When Wayne Rooney made angry gestures to the crowd at Anfield on his first return to Merseyside he was given a huge lecture on the need to grow up. This seems to be happening. On Sunday he was head and shoulders above anyone else on the field. Last season he went to his old ground, Goodison Park, and faced a reception of vast, sneering hostility. His reaction was impeccable. Wayne Rooney is 20. Old enough, though, the evidence is beginning to accumulate, to take Gary Neville in hand.
NBA stands firm over discipline
Any sense of grievance felt by Arjen Robben over the yellow and red cards he received for celebrating a goal among the Chelsea fans last week may be eased by the story of Antonio Davis of the New York Knicks, who went into the stands in Chicago, he insists, only because he believed his wife, Kendra, was being threatened.
Before handing down his sentence, the National Basketball Association senior vice-chairman Stu Jackson said: "We have made it clear to our players and our fans that players may not enter the spectator stands no matter the provocation, and that violations of this policy will be treated with the utmost seriousness.
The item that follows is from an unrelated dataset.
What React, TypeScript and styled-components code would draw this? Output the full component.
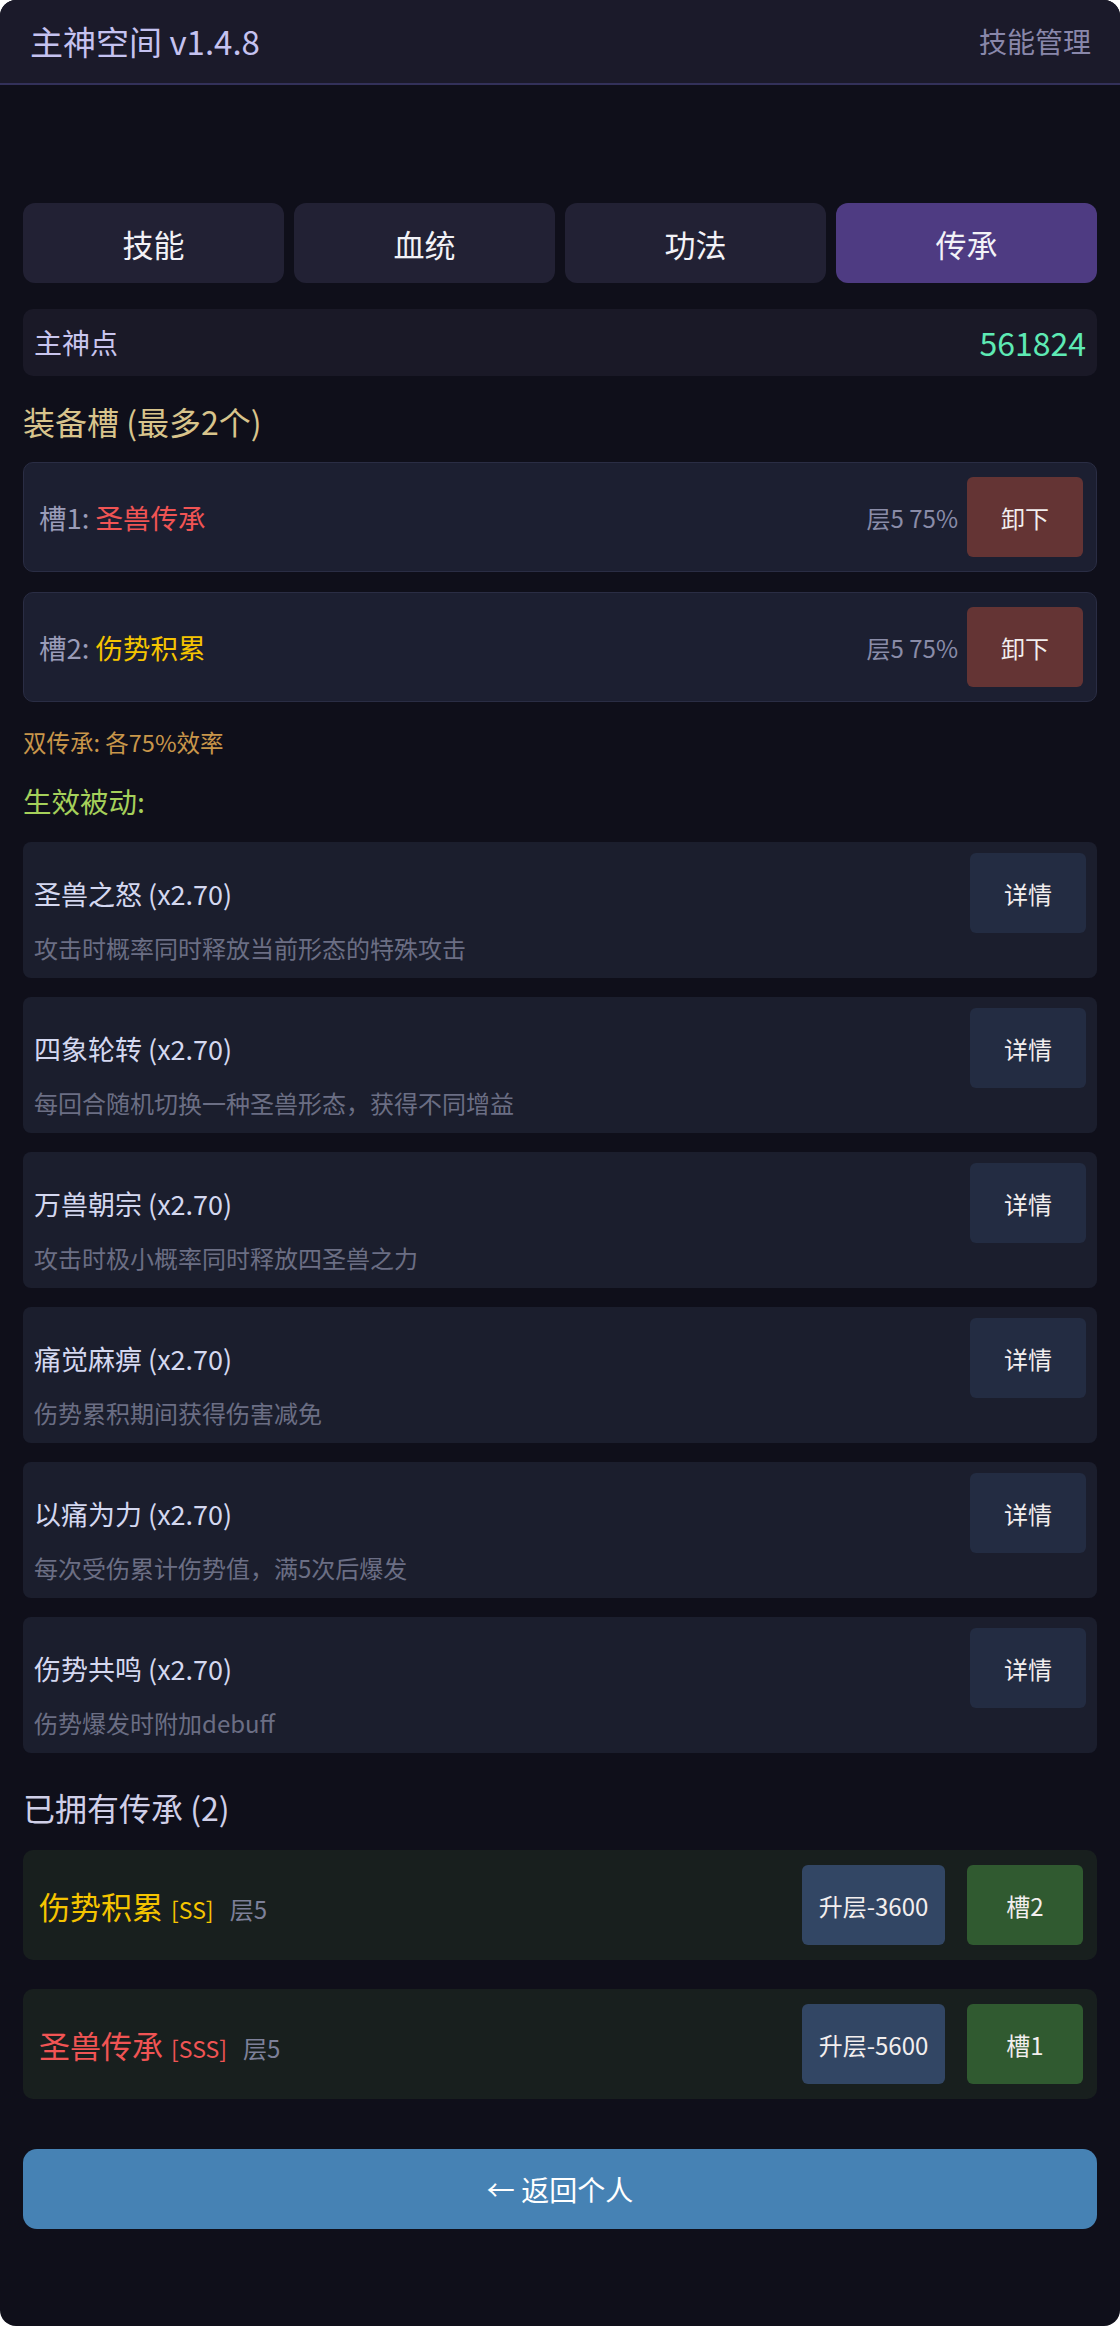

We have concluded, however, that Antonio's actions were the result of his belief that his family members required immediate assistance. We have thus taken these mitigating circumstances into consideration."
The prelude to yet another compromise when superstar sportsmen step out of line? It's a reasonable guess, but in North America they really do believe the image of professional sports needs to be underpinned by firm discipline. Davis was given a five-game suspension at a cost of about $700,000 (£395,000).